Write the records below out in full, character for character, with no pictures.

■ Records:
****************

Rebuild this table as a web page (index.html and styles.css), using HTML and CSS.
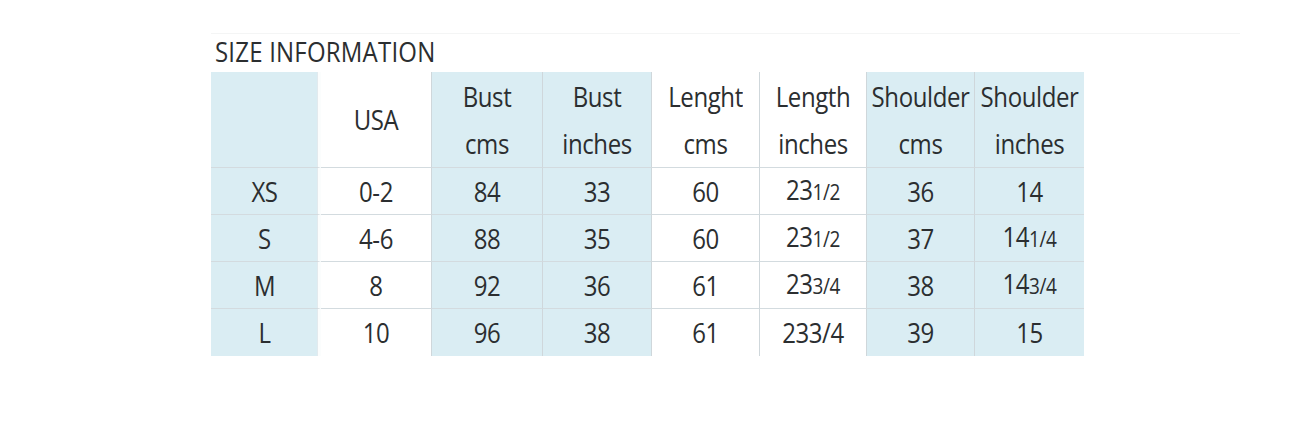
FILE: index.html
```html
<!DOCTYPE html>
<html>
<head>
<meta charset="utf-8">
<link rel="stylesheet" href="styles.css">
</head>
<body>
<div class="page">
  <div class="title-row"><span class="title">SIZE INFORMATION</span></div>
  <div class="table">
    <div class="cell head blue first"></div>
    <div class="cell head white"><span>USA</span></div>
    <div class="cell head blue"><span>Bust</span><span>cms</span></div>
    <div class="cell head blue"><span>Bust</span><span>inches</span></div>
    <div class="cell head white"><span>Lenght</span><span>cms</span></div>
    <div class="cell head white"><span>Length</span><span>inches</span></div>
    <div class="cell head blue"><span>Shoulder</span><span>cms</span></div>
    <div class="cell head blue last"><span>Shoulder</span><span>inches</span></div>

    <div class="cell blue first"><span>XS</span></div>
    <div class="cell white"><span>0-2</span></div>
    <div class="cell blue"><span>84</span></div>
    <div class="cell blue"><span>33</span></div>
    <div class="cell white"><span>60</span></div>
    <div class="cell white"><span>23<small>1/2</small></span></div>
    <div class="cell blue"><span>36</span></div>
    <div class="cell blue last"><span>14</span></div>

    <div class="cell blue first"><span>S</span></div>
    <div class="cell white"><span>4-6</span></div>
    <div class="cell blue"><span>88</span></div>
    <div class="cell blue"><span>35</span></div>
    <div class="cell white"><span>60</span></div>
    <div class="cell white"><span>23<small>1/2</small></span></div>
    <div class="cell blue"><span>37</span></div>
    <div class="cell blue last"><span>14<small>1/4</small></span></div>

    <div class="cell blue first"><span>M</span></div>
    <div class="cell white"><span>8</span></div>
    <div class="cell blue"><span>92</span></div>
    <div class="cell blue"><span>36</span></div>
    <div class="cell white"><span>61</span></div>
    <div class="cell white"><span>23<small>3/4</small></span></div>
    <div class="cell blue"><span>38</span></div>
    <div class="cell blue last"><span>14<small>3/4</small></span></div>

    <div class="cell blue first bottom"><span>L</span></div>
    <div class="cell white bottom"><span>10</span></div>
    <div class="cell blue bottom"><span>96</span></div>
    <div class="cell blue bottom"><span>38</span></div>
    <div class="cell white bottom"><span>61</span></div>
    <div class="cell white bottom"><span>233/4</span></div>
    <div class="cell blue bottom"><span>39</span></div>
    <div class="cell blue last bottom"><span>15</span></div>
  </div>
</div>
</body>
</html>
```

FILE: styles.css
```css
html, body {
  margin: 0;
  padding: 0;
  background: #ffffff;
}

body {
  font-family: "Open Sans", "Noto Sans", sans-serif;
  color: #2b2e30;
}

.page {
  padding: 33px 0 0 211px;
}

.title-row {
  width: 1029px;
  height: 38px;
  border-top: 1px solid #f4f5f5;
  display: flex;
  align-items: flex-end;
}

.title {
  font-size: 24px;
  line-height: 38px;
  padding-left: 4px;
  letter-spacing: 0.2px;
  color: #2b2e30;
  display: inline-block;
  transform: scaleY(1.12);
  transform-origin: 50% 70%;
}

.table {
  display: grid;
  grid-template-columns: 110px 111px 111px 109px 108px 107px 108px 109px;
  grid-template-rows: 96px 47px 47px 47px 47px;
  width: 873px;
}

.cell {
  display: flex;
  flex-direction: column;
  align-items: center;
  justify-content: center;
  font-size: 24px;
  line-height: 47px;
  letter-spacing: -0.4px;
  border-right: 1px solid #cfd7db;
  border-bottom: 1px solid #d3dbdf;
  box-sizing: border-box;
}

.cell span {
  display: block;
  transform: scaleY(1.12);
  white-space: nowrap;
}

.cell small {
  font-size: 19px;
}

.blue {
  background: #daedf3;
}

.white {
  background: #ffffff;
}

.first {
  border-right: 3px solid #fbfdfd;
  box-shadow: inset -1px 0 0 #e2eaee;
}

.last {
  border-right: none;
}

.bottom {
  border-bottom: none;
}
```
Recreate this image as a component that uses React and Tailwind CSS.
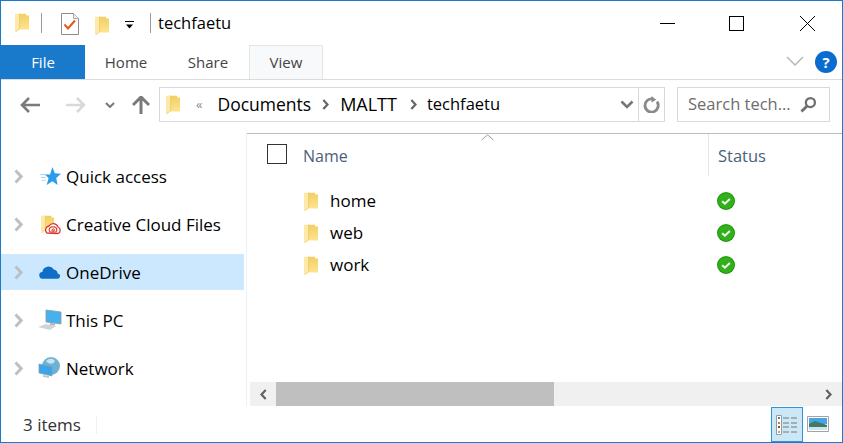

****************

■ Result of this task:
Rebuild this table as a web page (index.html and styles.css), using HTML and CSS.
FILE: index.html
```html
<!DOCTYPE html>
<html>
<head>
<meta charset="utf-8">
<link rel="stylesheet" href="styles.css">
</head>
<body>
<div class="page">
  <div class="title-row"><span class="title">SIZE INFORMATION</span></div>
  <div class="table">
    <div class="cell head blue first"></div>
    <div class="cell head white"><span>USA</span></div>
    <div class="cell head blue"><span>Bust</span><span>cms</span></div>
    <div class="cell head blue"><span>Bust</span><span>inches</span></div>
    <div class="cell head white"><span>Lenght</span><span>cms</span></div>
    <div class="cell head white"><span>Length</span><span>inches</span></div>
    <div class="cell head blue"><span>Shoulder</span><span>cms</span></div>
    <div class="cell head blue last"><span>Shoulder</span><span>inches</span></div>

    <div class="cell blue first"><span>XS</span></div>
    <div class="cell white"><span>0-2</span></div>
    <div class="cell blue"><span>84</span></div>
    <div class="cell blue"><span>33</span></div>
    <div class="cell white"><span>60</span></div>
    <div class="cell white"><span>23<small>1/2</small></span></div>
    <div class="cell blue"><span>36</span></div>
    <div class="cell blue last"><span>14</span></div>

    <div class="cell blue first"><span>S</span></div>
    <div class="cell white"><span>4-6</span></div>
    <div class="cell blue"><span>88</span></div>
    <div class="cell blue"><span>35</span></div>
    <div class="cell white"><span>60</span></div>
    <div class="cell white"><span>23<small>1/2</small></span></div>
    <div class="cell blue"><span>37</span></div>
    <div class="cell blue last"><span>14<small>1/4</small></span></div>

    <div class="cell blue first"><span>M</span></div>
    <div class="cell white"><span>8</span></div>
    <div class="cell blue"><span>92</span></div>
    <div class="cell blue"><span>36</span></div>
    <div class="cell white"><span>61</span></div>
    <div class="cell white"><span>23<small>3/4</small></span></div>
    <div class="cell blue"><span>38</span></div>
    <div class="cell blue last"><span>14<small>3/4</small></span></div>

    <div class="cell blue first bottom"><span>L</span></div>
    <div class="cell white bottom"><span>10</span></div>
    <div class="cell blue bottom"><span>96</span></div>
    <div class="cell blue bottom"><span>38</span></div>
    <div class="cell white bottom"><span>61</span></div>
    <div class="cell white bottom"><span>233/4</span></div>
    <div class="cell blue bottom"><span>39</span></div>
    <div class="cell blue last bottom"><span>15</span></div>
  </div>
</div>
</body>
</html>
```

FILE: styles.css
```css
html, body {
  margin: 0;
  padding: 0;
  background: #ffffff;
}

body {
  font-family: "Open Sans", "Noto Sans", sans-serif;
  color: #2b2e30;
}

.page {
  padding: 33px 0 0 211px;
}

.title-row {
  width: 1029px;
  height: 38px;
  border-top: 1px solid #f4f5f5;
  display: flex;
  align-items: flex-end;
}

.title {
  font-size: 24px;
  line-height: 38px;
  padding-left: 4px;
  letter-spacing: 0.2px;
  color: #2b2e30;
  display: inline-block;
  transform: scaleY(1.12);
  transform-origin: 50% 70%;
}

.table {
  display: grid;
  grid-template-columns: 110px 111px 111px 109px 108px 107px 108px 109px;
  grid-template-rows: 96px 47px 47px 47px 47px;
  width: 873px;
}

.cell {
  display: flex;
  flex-direction: column;
  align-items: center;
  justify-content: center;
  font-size: 24px;
  line-height: 47px;
  letter-spacing: -0.4px;
  border-right: 1px solid #cfd7db;
  border-bottom: 1px solid #d3dbdf;
  box-sizing: border-box;
}

.cell span {
  display: block;
  transform: scaleY(1.12);
  white-space: nowrap;
}

.cell small {
  font-size: 19px;
}

.blue {
  background: #daedf3;
}

.white {
  background: #ffffff;
}

.first {
  border-right: 3px solid #fbfdfd;
  box-shadow: inset -1px 0 0 #e2eaee;
}

.last {
  border-right: none;
}

.bottom {
  border-bottom: none;
}
```
Recreate this image as a component that uses React and Tailwind CSS.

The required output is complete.